With Johnny Can Spell / Write, students are daily engaged in phonemic awareness tasks as they learn and use sound-spelling correspondences.
Teach children how to sound out words
Research quite clearly shows that overemphasizing prediction from context for word recognition can be counterproductive, possibly delaying reading acquisition. . . . Recent eye movement research indicates that good readers do not sample the text and predict to recognize words efficiently, but rather see every single letter on the page. . . . [T]eaching children to use context and prediction as strategies for word recognition resulted in greater numbers of reading disabilities than instruction that taught children to use their sound-spelling knowledge as the primary strategy for word recognition.
With Johnny Can Spell / Write, students are taught how to sound out words -- for both reading and spelling. Think to Spell, the word analysis process used in Johnny Can Spell, uses both encoding and decoding processes to write a word.
Teach decoding skills and comprehension skills separately
[The] mixture of decoding and comprehension instruction in the same instructional activity is clearly less effective, even when the decoding instruction is fairly structured. The inferiority of instructional activities with mixed goals (embedded phonics) has been demonstrated in several studies.
With Johnny Can Spell, spelling and vocabulary studies are used to develop decoding skills. Teachers are free to use interesting, authentic literature to develop comprehension.

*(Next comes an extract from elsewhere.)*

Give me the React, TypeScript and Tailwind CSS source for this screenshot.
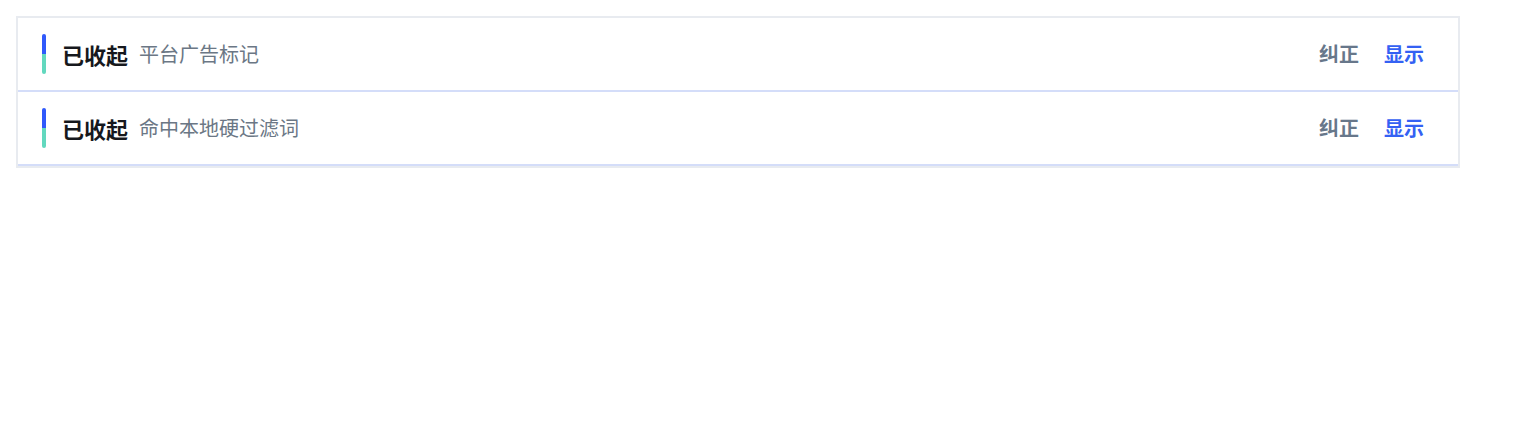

Teach comprehension with interesting stories read by the teacher until reading is fluent
During early stages of reading, beginning readers benefit from stories that the teacher reads to them. Reading to children plays an important role in building their oral language comprehension, which ultimately affects their reading comprehension. Such story activities should be structured to build comprehension skills rather than decoding skills.
With Johnny Can Spell / Write, decoding skills are taught and practiced with isolated words during spelling and vocabulary studies. Teachers are free to use interesting, authentic literature to develop comprehension.